By the way, I usually go to the doctor probably three times a year.
So to set you straight, this is my third doctor visit in five weeks.
They listened to my heart, my chest, gave me a breathalyzer test of some sort.
My exercise induced asthma is baaaaaaaackkkk.
They gave me an inhaler, told me that I can’t run when it is really hot or really cold and that since at this point we were in the middle of spring allergy season, that I should run really early in the morning.
But I could still run.
How many signs was God gonna give me to tell me to stop running??
Even Christine said,”it’s like the Universe is telling you something“.
Yes, yes it was.
But I was still running with Rebecca and I was feeling like I was holding her back a little because there were some sessions that I only wanted to power walk and not run.
I was a little spooked by the asthma thing.
That’s when I took an entire week off.
And found out that Rebecca had run with her husband and was up to two miles.
And for some reason, this really hurt my feelings.
WHY ON EARTH WOULD THIS HURT MY FEELINGS??
Maybe because I felt like it was such a huge hurdle for me to even get to one mile and I think I was jealous that she was having no problem running and I was falling apart limb by limb.
I felt inadequate and frankly, like a loser.
Do you see the animosity that running with friends creates??
RUN WITH YOUR ENEMIES.
So I held in my feelings when she told me one night at a dinner at her house.
She was absolutely wonderful about it and still wanted to run with me but I felt so embarrassed that I couldn’t keep up with her.
And literally cried the entire car ride home and spent the most of that night awake and feeling sorry for myself.
I had a meltdown.
Who in the hell am I??
Now to be fair, there were other things going on in my life such as my parents moving far away but this was the thing that put me over the proverbial edge.
And in the middle of the night, I decided all alone, mid sobs, in the dark that I was quitting.
Stupid, dumb, poopy head running.
That morning, I woke up with terrible pain in my tummy.

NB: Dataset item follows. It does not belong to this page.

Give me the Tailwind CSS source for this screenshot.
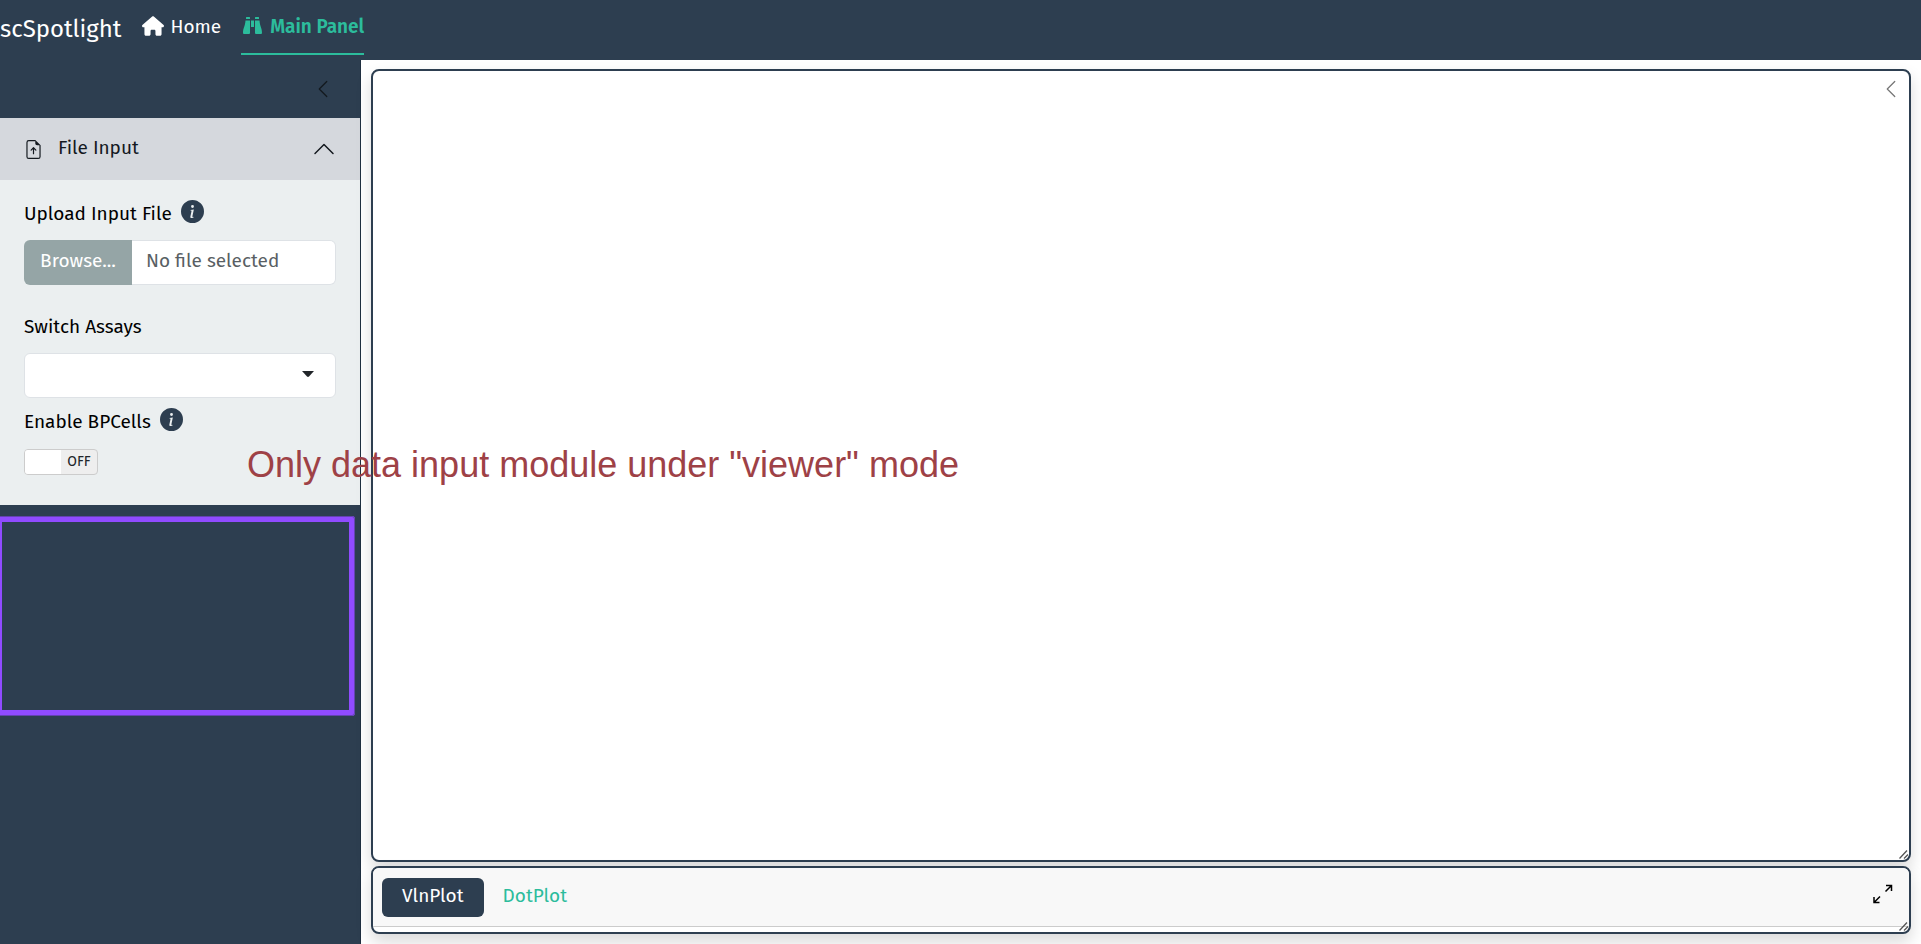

Thought that this was indeed my body telling me something and felt like I had made the right decision.
Until I realized, despite my obstacles, that I kind of loved running.

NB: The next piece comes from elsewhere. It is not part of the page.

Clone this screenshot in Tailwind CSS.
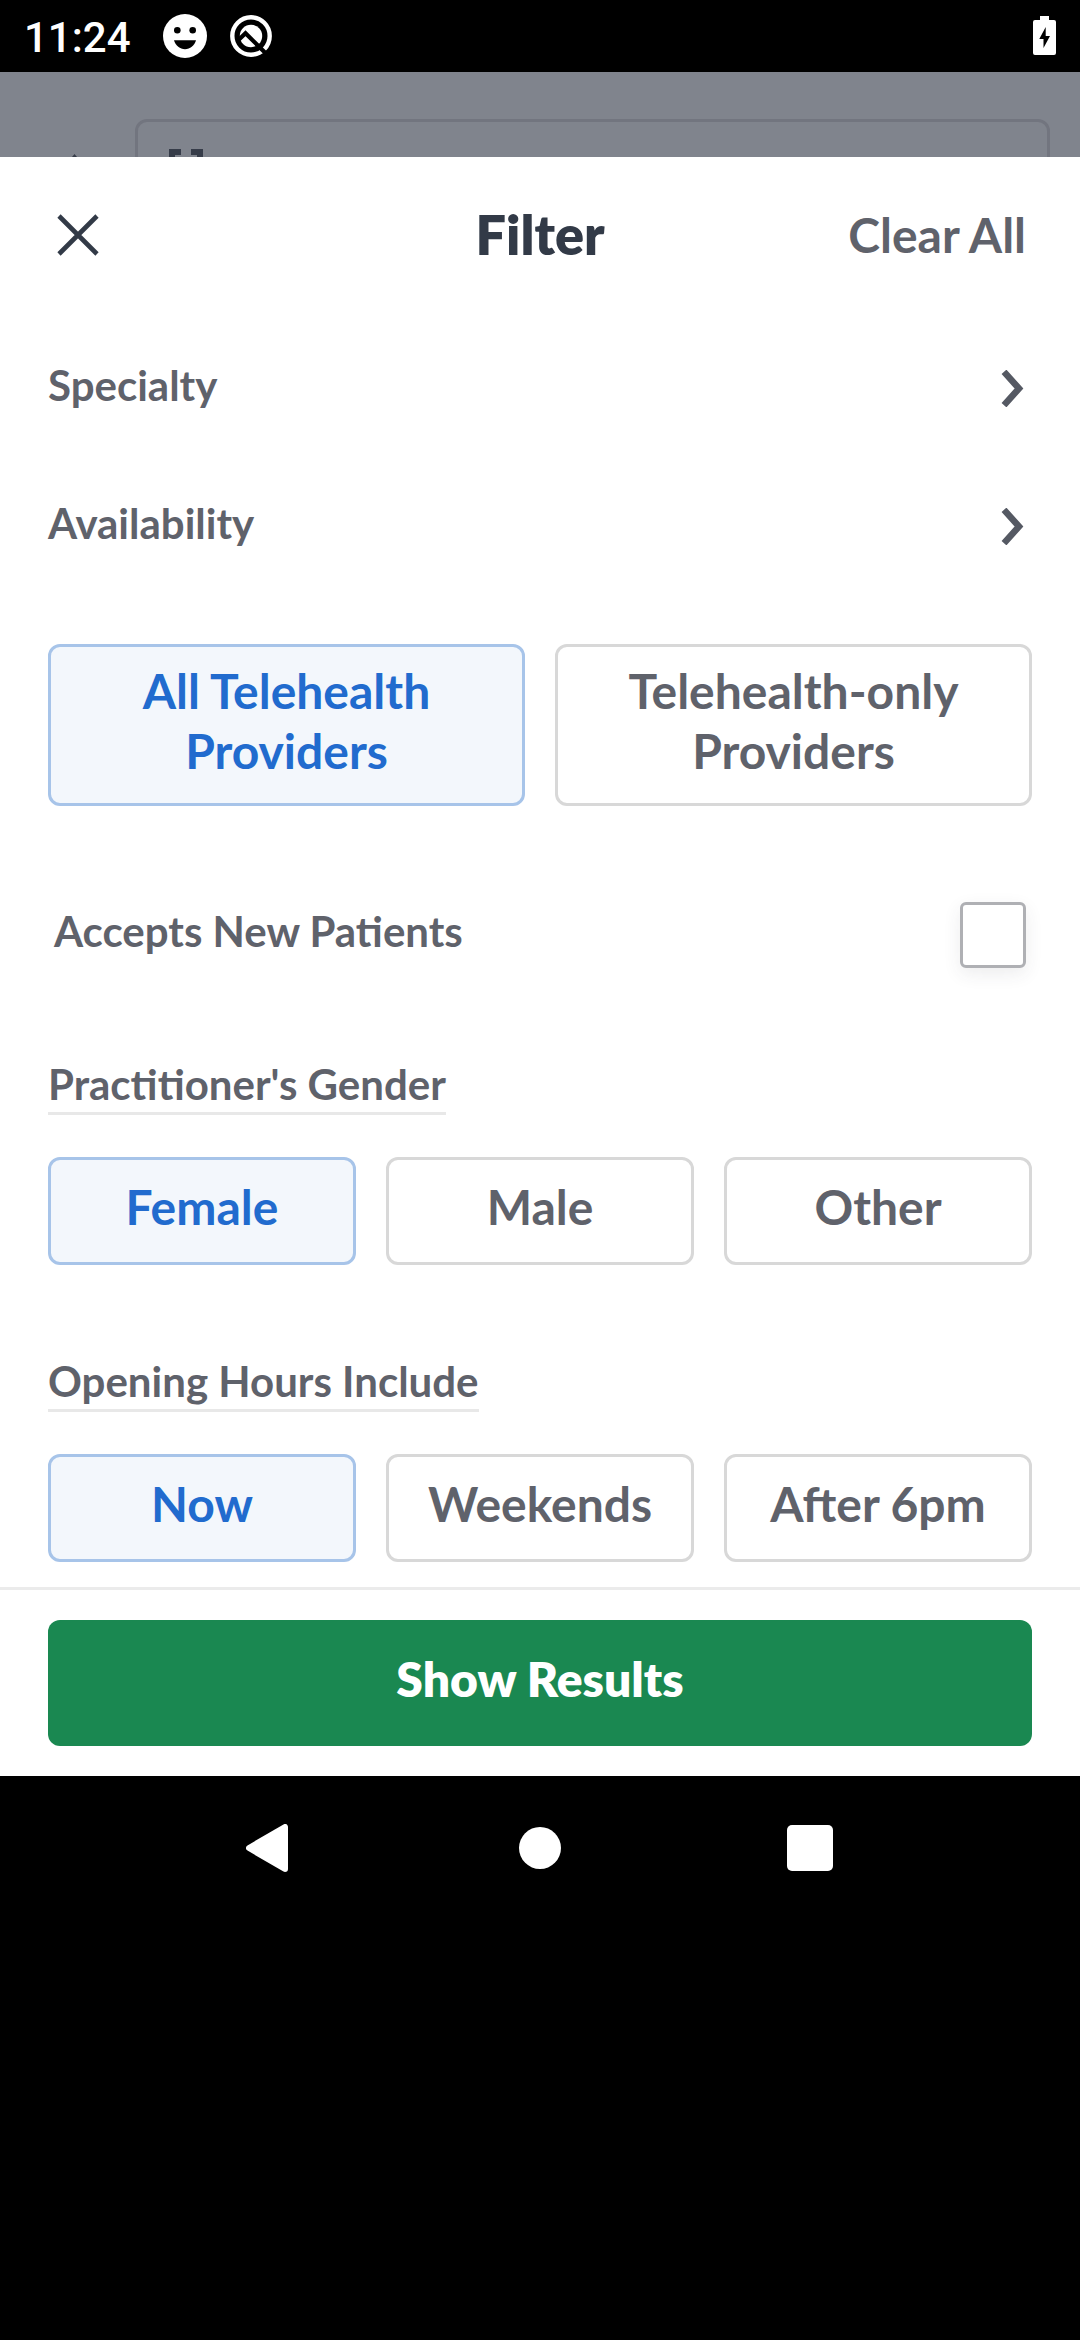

I loved how it made me feel.
I loved how it made my body look.
And I loved how much of a release it was for me.
And then I decided I was gonna run again.
And start from the beginning again.
I went to the doctor yet again when the tummy pain didn’t go away after two weeks.
But the nurse (who is also a runner and is one of my biggest fans now) told me this, ” most people would have quit weeks ago but you must love it because you are still doing it after all these little obstacles“.
Then she said, “you look great, I can tell you are running“.
And THAT my friends, is what motivated me to keep doing it.
Because when your nurse, who also is a marathon runner, tells YOU that YOU look good?
Sign.Me. Up. I will run ’til I fall to the ground.
So, 11 weeks after I started the program, to begin with, I started all over again from the beginning and I started “week four” this morning.
It is hard and I have to push myself to get out of bed early to do it.
But I am doing it.
And I plan to run/jog/walk/ gasp my way through a 5k race in September.
On a side note, I am still friends with Rebecca above.
But like I said, take my word for it and exercise with your enemies.
It will save you thousands in therapy bills.
Oh and I really don’t hate on Bruce Jenner.
It was just a better title than, ” I Can’t Run More Than A Mile Or I Will Pass Out”.